The signal received from the antenna after the band pass filter is mixed with the VFO signal. The out put is amplified further by a single stage (2N3904) before the filter. A Cohn type 10 MHZ filter using 6 numbers of 10 MHZ crystals is used for good skirt selectivity. The filter circuit component details and values are given in a separate circuit.
As the IC U1 NE 612 requires very low VFO injection, a single stage BFW10 FET is used in the calpits mode. The VFO output is taken through a 6.8pf capacitor. It is preferable to have all the capacitors in the VFO section of styroflex type to minimize drift. An additional stage with BC549 transistor is employed to facilitate connecting to a digital read out through a 100pf capacitor from the emitter of the transistor. This eliminates the noise generated by pic IC of the digital read out. A separate small pcb is used for the VFO circuit so that it will be easy for mounting near the 330pf tuning gang. A stabilised DC voltage of 5 volts is powering the VFO derived from 78L05. The VFO coil comprises of 40 turns ( 36SWG) on a small IFT former.

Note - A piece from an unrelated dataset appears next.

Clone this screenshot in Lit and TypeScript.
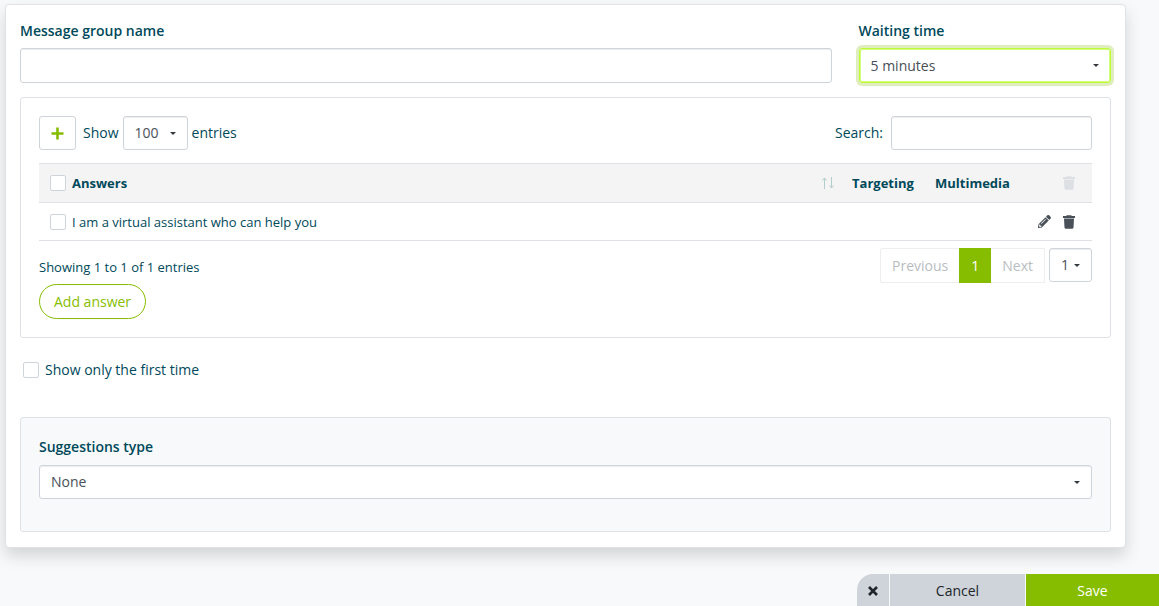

The bi-directional signal flow through the crystal filter not only simplifies the circuit but also minimizes the number of components in this stage. A 74 HC4053 IC is used for change over of the bi-directional signal flow between transmit and receive modes. Even though the entire circuit operates on 12 volts a 7805 is used to power 5 volts to all the ICs except the audio amplifier IC LM380 which operates on 12 volts. A condenser mike capsule is used with a single stage transistor BC549 as preamplifier and the output is fed to the U2 NE612 IC. The audio out put from pin 5 of U2 NE612 IC is further amplified by a single stage transistor 2N3904 and fed to the LM380 audio amplifier IC. The speaker can be 4-8 ohms impedance.
The PTT switch energises when pressed a 12 volts relay RL1. Two sets of the RL1 relay contacts are used for change over of filter connections through 74 HC 4053 IC, and powering the audio stage and cutting the power to mike amp stage. When the relay RL1 is in the de- energized condition, it will be receive mode and when the relay RL1 is energized it will change over to transmit mode. The relay RL1 in the transmit mode also energises another relay RL2 which is used for Antenna change over. Both RL1 and RL2 are small PCB mounting type relays which are mounted and soldered in the exciter PCB itself.
The RF amplifier train consists of three stages using 2N2222A, 2N2219 and BD 139 Transistors. The out put from the BD139 transistor can be connected to a single stage or push pull amplifier as desired . The PCBs for the VFO & main exciter are available as a set and the push pull amplifier PCB set is available as an optional item. The power supply has to be decided depending upon the final power amplifier stage ie a single stage or push pull amplifier. How ever the exciter requires 12 Volts supply.
The coil details of T1 to T4, L2,T5 and T6 are given in the circuit. T1 to T4 are wound using the small IFT formers. The coil L1 at the output of 2N3904 is an inductor of 47micro Hendry. The 250 micro Hendry RFCs in the RF amplifier stage can be the readily available inductors of higher current rating or it can be prepared by winding 20 turns of 28 SWG wire gauge on a ½ inch torrid. The T5 consists of 30 turns of primary & 4 turns of secondary with 28 SWG enameled wire on a ½ inch dia torrid. The T6 is wound using a ½ inch TV Balun core consisting of 6 turns primary and 4 turns secondary winding with 28 SWG enameled wire.
It is to be noted that some of the 74HC4053 IC malfunction. Please use a IC base for all the ICS. So after completing the entire assembly and while testing the receiver the IC 74HC4053 can be removed from the base and jumpers can be used to the respective pins on the IC base like 4-3, 15-1 & 14-13.The specialty of this circuit is that there are no tuning of coils involved except the band pass filters,. The exciter with push pulls amplifier delivers easily 40 watts power.
The photographs of the rig constructed by me are given for reference. All the type of components used on the PCB , the front panel and push pull amplifier sections are clearly shown for easy understanding.
It is possible to use the same PCB for 3.5 Mhz or 14 Mhz by suitably modifying the BPF coils and adding suitable amplifier stages.